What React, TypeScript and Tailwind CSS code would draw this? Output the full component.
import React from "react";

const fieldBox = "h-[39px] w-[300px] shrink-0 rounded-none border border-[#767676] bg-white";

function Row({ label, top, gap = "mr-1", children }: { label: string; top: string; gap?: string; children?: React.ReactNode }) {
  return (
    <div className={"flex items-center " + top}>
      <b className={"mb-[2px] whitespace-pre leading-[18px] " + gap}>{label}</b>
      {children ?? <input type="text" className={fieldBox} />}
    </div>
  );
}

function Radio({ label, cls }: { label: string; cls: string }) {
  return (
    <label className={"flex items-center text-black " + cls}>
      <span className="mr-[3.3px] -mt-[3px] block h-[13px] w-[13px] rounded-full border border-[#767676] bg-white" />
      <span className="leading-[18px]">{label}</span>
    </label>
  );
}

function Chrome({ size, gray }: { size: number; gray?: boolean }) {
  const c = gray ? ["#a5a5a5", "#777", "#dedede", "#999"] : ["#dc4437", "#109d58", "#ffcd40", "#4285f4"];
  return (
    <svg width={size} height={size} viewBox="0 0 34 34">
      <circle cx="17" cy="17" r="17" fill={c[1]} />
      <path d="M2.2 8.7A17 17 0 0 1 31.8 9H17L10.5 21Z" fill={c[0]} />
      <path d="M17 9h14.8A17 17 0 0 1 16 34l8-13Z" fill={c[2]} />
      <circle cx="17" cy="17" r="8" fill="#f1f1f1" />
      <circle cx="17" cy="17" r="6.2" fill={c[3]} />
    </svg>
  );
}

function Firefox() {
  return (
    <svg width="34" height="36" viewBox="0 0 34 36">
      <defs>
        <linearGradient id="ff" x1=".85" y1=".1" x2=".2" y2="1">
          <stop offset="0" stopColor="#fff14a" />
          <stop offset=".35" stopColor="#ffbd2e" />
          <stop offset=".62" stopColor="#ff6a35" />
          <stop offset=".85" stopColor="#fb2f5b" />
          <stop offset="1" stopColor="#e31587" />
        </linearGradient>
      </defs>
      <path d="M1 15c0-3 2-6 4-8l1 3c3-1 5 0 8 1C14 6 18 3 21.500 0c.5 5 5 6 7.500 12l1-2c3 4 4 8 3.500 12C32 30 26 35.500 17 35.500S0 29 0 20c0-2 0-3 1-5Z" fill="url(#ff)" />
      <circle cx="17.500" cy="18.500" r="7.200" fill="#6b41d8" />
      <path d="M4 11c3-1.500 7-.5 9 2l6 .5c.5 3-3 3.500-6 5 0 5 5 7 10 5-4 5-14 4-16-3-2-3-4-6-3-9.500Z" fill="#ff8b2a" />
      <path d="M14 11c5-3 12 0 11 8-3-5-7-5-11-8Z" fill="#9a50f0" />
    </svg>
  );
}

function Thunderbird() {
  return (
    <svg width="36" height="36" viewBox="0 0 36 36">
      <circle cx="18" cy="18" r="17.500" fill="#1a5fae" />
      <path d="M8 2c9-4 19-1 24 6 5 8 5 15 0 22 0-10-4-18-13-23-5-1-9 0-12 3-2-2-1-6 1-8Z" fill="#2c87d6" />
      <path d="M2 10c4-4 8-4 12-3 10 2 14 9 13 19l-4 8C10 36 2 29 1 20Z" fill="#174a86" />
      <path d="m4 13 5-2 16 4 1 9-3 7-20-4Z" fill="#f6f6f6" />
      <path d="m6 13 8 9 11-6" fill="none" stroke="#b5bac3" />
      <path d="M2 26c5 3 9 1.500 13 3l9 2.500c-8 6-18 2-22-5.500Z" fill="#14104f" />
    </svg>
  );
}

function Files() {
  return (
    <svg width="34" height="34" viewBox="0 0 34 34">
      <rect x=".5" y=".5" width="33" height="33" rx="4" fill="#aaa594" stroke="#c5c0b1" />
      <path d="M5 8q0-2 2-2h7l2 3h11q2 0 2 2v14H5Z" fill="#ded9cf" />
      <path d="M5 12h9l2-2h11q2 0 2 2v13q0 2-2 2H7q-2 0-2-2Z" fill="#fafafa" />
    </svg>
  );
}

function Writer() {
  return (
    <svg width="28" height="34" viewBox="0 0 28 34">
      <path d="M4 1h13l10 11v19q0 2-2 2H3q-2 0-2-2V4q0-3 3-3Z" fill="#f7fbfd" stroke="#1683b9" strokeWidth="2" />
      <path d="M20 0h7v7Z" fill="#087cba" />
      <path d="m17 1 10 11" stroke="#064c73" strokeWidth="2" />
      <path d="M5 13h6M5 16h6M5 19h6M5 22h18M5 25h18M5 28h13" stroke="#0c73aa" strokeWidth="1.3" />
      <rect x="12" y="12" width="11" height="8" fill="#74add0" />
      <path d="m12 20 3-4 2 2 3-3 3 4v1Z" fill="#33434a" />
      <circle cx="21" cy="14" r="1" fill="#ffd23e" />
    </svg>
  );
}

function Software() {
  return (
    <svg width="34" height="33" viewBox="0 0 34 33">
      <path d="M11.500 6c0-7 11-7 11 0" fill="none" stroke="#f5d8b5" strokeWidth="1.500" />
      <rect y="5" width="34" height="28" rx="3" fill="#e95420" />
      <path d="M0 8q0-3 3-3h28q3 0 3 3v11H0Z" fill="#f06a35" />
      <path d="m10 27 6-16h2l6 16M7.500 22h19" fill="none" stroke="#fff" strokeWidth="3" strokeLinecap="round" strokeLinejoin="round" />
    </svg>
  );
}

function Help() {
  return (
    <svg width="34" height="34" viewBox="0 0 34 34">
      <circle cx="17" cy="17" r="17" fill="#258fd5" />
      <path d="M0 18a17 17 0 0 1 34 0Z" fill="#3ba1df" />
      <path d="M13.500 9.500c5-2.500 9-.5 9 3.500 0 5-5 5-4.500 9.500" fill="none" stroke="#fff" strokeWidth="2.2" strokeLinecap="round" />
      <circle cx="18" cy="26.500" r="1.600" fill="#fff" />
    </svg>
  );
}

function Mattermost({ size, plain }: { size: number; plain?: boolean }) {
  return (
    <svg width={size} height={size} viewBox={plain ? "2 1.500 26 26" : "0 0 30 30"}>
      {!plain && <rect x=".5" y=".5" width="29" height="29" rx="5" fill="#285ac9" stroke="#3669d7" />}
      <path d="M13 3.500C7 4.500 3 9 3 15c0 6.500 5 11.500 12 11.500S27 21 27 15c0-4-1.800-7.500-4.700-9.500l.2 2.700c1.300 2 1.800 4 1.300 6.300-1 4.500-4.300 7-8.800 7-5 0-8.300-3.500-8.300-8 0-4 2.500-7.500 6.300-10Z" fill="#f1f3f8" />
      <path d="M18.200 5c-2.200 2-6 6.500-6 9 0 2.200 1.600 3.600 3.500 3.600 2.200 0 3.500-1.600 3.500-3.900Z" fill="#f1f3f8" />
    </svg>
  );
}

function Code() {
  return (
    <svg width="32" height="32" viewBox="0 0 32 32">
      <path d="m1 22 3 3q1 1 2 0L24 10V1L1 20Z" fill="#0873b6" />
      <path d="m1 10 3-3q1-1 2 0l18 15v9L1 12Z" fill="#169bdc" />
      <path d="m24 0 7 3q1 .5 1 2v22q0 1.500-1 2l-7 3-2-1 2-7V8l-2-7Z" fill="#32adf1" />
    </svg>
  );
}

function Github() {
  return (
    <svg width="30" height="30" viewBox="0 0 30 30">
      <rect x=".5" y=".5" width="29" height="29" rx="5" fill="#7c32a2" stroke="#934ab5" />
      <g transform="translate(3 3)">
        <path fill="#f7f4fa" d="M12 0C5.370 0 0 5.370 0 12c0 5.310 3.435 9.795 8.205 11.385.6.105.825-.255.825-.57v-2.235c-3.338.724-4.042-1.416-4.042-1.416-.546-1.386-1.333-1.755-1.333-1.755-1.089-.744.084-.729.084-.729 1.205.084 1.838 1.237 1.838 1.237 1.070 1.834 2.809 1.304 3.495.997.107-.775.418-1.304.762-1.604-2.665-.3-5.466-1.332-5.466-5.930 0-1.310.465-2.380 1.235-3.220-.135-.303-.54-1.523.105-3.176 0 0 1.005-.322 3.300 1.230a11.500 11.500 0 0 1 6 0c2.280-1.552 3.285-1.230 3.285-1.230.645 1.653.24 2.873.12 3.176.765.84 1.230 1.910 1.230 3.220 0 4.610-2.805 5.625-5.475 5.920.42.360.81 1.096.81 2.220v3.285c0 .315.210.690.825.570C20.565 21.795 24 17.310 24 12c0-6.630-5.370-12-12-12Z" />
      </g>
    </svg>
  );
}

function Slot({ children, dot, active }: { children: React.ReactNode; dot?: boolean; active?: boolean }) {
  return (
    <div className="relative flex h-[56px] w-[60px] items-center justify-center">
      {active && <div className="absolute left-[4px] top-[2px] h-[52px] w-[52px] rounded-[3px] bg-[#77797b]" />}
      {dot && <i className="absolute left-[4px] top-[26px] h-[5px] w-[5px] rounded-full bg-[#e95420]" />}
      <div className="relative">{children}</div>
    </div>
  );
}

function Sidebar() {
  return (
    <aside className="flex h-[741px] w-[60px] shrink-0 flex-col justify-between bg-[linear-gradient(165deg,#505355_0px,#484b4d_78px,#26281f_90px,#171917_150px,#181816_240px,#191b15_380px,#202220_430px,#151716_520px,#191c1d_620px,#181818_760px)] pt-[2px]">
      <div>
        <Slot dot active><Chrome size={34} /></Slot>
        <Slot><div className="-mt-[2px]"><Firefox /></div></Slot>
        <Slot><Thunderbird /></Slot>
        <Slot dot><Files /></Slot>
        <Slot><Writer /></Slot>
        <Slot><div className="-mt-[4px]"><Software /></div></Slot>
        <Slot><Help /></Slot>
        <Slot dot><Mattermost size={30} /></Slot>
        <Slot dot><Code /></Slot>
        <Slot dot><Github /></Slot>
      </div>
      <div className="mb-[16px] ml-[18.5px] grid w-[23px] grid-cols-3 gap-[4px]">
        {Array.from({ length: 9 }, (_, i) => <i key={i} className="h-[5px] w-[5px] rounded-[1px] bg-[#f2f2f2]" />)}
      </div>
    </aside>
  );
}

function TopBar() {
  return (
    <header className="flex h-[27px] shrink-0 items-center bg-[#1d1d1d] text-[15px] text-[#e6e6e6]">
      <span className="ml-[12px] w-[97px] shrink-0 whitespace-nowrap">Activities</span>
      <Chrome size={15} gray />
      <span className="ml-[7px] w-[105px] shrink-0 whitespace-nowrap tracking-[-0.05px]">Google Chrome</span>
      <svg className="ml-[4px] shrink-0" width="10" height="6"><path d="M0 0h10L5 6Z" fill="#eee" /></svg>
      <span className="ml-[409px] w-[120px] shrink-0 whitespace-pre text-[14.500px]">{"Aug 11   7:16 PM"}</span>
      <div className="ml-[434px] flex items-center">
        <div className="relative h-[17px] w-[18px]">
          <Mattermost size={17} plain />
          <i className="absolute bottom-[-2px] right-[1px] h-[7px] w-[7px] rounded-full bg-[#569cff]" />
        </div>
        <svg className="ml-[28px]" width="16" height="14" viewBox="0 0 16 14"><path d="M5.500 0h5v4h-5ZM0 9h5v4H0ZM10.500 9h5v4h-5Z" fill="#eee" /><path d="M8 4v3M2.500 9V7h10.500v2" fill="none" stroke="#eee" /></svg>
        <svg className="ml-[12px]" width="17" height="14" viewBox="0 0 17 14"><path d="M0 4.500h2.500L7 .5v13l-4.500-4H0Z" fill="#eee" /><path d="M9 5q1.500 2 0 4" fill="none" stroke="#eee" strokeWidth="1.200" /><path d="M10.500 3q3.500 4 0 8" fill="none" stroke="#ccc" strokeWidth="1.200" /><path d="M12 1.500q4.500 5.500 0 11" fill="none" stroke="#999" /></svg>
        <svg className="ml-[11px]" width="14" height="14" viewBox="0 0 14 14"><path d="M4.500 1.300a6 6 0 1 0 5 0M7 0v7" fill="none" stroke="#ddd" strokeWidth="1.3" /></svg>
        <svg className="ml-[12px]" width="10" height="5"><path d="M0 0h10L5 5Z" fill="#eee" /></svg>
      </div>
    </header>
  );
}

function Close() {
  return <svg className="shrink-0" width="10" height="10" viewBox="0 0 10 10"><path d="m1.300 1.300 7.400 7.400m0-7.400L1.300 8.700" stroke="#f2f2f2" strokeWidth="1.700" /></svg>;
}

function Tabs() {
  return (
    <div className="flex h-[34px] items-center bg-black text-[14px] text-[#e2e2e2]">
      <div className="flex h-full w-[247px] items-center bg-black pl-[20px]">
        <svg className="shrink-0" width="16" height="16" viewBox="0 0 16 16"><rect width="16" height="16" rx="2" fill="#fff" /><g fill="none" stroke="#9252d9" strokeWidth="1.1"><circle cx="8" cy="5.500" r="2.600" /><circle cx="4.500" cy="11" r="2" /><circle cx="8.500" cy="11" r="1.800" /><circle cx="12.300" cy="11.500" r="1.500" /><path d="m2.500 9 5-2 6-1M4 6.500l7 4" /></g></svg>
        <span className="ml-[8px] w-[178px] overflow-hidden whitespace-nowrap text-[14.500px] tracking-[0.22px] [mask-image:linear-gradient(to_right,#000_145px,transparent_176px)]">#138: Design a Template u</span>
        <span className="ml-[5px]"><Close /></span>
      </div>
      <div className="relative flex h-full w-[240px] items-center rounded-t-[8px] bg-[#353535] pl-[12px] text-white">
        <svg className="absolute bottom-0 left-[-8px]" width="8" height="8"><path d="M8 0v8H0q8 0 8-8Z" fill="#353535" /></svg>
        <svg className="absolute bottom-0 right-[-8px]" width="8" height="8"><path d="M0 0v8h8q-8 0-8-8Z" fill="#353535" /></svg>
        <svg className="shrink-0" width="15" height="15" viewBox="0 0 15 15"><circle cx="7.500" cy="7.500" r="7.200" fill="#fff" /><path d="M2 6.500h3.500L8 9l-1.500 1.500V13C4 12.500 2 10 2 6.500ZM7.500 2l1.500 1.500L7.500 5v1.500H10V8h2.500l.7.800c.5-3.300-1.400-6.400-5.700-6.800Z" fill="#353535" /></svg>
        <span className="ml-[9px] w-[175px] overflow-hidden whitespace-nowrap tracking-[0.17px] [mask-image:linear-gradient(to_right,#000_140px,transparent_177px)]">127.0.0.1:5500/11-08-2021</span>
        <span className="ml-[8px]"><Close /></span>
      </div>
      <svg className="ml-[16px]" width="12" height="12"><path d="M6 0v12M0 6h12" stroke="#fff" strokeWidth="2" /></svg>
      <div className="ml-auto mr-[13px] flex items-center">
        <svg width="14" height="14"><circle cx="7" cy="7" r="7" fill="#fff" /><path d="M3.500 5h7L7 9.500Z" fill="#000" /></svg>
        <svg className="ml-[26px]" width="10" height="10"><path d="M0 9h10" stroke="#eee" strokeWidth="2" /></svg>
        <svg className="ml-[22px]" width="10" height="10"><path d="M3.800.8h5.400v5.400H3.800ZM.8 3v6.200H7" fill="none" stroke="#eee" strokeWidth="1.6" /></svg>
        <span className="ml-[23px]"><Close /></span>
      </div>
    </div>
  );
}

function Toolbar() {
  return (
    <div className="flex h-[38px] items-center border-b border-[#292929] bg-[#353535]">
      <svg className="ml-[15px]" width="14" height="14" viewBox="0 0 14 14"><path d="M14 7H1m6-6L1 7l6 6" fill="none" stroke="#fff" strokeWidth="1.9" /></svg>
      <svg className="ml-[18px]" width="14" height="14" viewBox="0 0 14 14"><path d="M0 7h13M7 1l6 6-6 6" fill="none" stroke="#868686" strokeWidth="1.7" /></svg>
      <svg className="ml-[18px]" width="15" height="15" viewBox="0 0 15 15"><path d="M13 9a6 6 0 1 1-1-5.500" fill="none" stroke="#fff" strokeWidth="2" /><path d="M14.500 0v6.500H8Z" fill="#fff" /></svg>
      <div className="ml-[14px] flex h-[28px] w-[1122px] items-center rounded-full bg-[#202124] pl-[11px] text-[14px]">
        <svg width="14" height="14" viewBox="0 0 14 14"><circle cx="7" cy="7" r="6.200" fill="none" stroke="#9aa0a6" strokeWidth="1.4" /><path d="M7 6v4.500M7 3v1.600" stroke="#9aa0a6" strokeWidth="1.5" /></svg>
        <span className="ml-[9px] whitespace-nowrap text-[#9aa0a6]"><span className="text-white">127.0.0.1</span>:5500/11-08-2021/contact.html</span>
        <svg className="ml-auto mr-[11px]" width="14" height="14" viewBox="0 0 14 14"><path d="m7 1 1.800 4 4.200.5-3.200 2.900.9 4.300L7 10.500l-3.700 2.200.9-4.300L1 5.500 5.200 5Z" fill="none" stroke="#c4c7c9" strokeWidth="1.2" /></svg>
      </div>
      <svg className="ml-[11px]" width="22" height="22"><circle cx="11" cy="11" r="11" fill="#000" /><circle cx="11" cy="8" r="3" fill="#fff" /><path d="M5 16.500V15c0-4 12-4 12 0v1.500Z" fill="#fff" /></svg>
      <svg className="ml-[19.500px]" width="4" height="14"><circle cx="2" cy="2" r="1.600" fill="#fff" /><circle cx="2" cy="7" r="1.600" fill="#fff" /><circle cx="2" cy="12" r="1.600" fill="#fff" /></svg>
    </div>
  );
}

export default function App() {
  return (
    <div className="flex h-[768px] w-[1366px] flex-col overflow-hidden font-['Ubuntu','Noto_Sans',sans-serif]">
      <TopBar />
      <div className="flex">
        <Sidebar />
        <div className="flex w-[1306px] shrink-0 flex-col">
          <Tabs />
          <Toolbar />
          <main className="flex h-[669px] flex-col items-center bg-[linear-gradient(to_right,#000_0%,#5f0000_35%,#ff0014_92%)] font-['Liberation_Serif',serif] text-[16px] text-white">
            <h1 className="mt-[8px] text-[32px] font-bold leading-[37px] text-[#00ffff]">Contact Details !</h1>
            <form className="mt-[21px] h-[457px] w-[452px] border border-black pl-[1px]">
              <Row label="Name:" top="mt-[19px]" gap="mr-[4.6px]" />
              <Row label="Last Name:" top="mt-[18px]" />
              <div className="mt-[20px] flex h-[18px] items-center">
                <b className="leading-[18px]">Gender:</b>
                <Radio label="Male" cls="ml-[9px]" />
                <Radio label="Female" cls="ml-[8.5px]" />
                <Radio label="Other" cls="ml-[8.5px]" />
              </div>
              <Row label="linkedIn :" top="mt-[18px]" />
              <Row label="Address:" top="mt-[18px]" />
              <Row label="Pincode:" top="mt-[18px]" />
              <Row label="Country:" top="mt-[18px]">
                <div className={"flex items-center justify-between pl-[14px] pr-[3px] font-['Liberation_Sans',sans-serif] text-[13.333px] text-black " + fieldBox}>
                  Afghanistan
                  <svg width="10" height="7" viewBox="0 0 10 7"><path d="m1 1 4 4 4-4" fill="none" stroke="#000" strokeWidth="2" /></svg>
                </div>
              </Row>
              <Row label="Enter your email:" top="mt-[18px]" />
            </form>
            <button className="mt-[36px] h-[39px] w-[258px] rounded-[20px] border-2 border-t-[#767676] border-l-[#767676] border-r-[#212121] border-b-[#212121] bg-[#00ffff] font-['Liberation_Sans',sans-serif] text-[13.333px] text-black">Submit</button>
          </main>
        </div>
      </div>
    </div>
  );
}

_ _ _ _

◆ WORK TO COMPLETE: Select every line of the material above holding the word "React" and copy it.

◆ SOLVED PROBLEM:
What React, TypeScript and Tailwind CSS code would draw this? Output the full component.
import React from "react";
function Row({ label, top, gap = "mr-1", children }: { label: string; top: string; gap?: string; children?: React.ReactNode }) {
function Slot({ children, dot, active }: { children: React.ReactNode; dot?: boolean; active?: boolean }) {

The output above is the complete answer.